Antonio García Ferreras o las expectativas satisfechas
No me reconozco en las pintas del periodista, pero sí reconozco en ellas el punto de fuga aspiracional de la mitad masculina de mi generación. El personaje que deberíamos haber construido para ser influyentes, poderosos
Espacio cedido a: Xandru Fernández 17/08/2020
En 1885, Guy de Maupassant retrató en Bel Ami a los wannabes del periodismo y Belén Gopegui hizo algo parecido cien años después en Lo real. Ambas novelas inciden en la porosidad de las membranas que separan en teoría lo privado de lo público y en cómo la información es un fluido que consigue pasar de un ámbito a otro sin derramarse ni diluirse, aumentando de densidad, pero no de volumen. En la España de los noventa, cuando Xavier Sardà y María Teresa Campos vinieron a sustituir a los astros televisivos de mi niñez y se abrió el negocio de las televisiones privadas, cuando todo, absolutamente todo, empezó a salir por la tele, a chorro limpio, o más bien a chorro puerco, Ferreras permaneció entre bambalinas, dirigiendo la cadena SER, hasta que Florentino Pérez lo fichó para diseñar la estrategia comunicativa del Real Madrid. De ahí a La Sexta y Atresmedia y a salir, por fin, en un programa de televisión capaz de competir con las incombustibles Susanna Griso y Ana Rosa Quintana no tanto por la cuota de pantalla como por la capacidad de crear opinión pública. De administrar el fluido. De hacer que penetre, empape, se extienda, pero sin derramarse.

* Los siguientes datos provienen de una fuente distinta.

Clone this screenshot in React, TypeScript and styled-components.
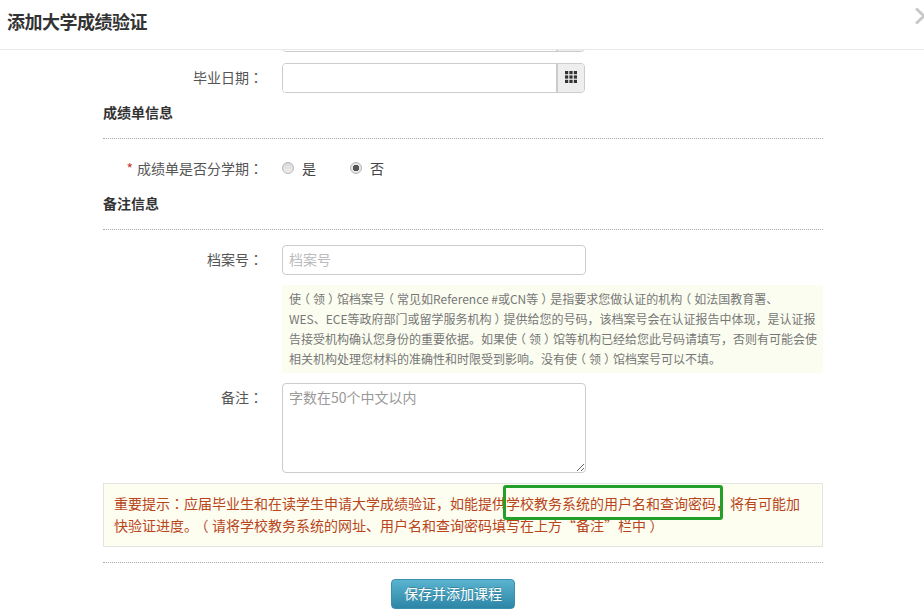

La nueva política no es otra cosa que el precipitado lateral del liderazgo televisivo. Quien haya conocido desde dentro, e incluso desde sus aledaños, el poder del entramado de un grupo de comunicación, y aun así siga aspirando a cambiar voluntades o emocionar sensibilidades o agitar conciencias, querrá lo que tiene la televisión, no renunciará a ese poder por mucho que le prometan un sillón en la Academia o un Grammy o un Goya. Ni siquiera querrá un Ondas, sino lo que el Ondas simboliza: el poder de influir, de ser el tipo que conoce a un tipo que hace una llamada y te jode vivo. Ferreras es el padrino de la nueva política en la misma medida que podría haberlo sido Ana Rosa Quintana si la derecha española no siguiera empeñada en el estilismo camp: por ser ese muro contra el que se estrella el aspirante a líder, su sparring mediático pero al mismo tiempo su entrenador, su patrocinador y, por qué no, el principal apostante y el que te dice, también, que te dejes ganar cuando es más rentable apostar contra ti.
Ya nos ha pasado por encima una generación y media que considera la televisión una institución obsoleta, una antigualla del siglo XX, como el automóvil y la revolución sexual. También la noción de fama que irradiaba, y la concepción del poder que se ejercía a través de ella. Tendremos que acostumbrarnos a un mundo con notoriedad, pero sin fama, igual que crecimos en un mundo con fama, pero sin gloria.
Hace tiempo que no veo Al Rojo Vivo, pero durante unos años me detuve en él como quien se para delante de un espejo para mirarse antes de salir de casa. No me reconozco en las pintas de Ferreras, que me recuerdan demasiado a las de Al Pacino en Heat (aunque quién sabe si no será esa su intención), pero sí reconozco en ellas el punto de fuga aspiracional de la mitad masculina de mi generación. El personaje que deberíamos haber construido para ser influyentes, poderosos, el tipo que conoce etcétera.
Perdóname, mamá, por no haber sabido ser Ferreras.